I keep feeling the need to try and connect with you. I guess I was again struck in your last post when you noted that "RSD is not our friend..but it has met its match.."

Please be careful. It's been my experience after living with this for nine years now that the more we struggle "against" RSD, the greater our sense is that life has become unsatisfactory. Which may be the case, seems to be especially so if we express our satisfaction relative to meeting certain pre-set goals and expectations. I know some wonderful women who have withstood the greatest possible challenges of motherhood while fully afflicted with CRPS. It's my sense they have done so by modifying in some subtle sense the definition of what it meant to be a success as a parent, while not losing touch with its essence: maintaining a compassionate relationshio with one's child, through which the child will grow and mature. (Never easy for me in the case of my youngest son, now 12, who has no memory of me being healthy and doing a lot of the expected things with him, and which will bring him to tears in a second if focussed upon.)

But the key IMHO is not to wear ourselves out swimming against the tide. You let the rip tide take you where it's going, and swim into shore where you have the chance, not necessarily where you planned.

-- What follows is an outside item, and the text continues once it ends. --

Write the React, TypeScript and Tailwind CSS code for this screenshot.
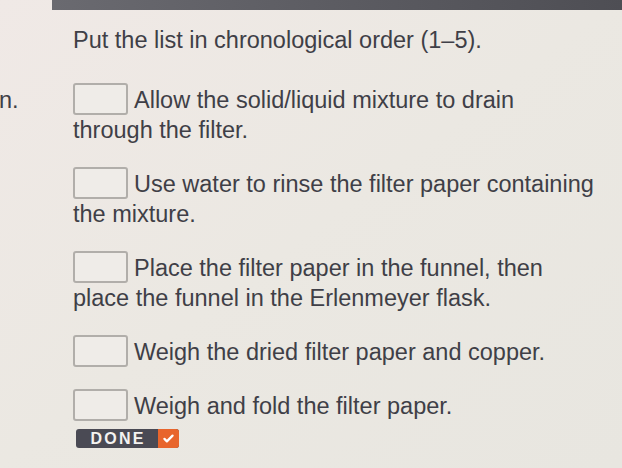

I was reminded of this over the last week in two related contexts. Firsts I was discouraged when a doctor changed my psychiatric diagnosis to "personality change secondary to general medical condition" (DSM IV 310.10) until a very wise psychologist who's currently repeating some neuro-psych testing on me in response to increasing complaints of loss of attentional skillls - which were never good - pointed out that I wasn't being told that I had acquired a personality disorder, only that my deep patterns of dealing with the world had changed. Then, case in point, I got my revised WISC III scores back (using the older test for better comparison with old data) and while the spread between my verbal and non-verbal IQ has increased to an almost unheard of 45 points (6 points is considered by some to be probative of ADHD, and 12 points typically conclusive, but 45???)* the thing was, although my non-verbal scores had decreased - as expected - my total verbal score was the highest it had ever been, with the most substantial increase in my ability to spot abstract similarities.

The point being, if we are determined that we are going to beat this thing, then we might as well stop trying to learn anything from it. In the words of Ram Dass, we "take the curriculum."

Of course, that doesn't mean that we shouldn't take advantage of opportunities when they come along, such as the chance that we may soon bave access to potentiated analgesics, with more effectiveness in controlling pain and less opportunity for developing either tollerences or GI/respiratory side effects. Which would be - in my own book of prejudged outcomes - not a bad thing at that.

Peace.

Mike

*This, by the way, is the reason I could never be a doctor.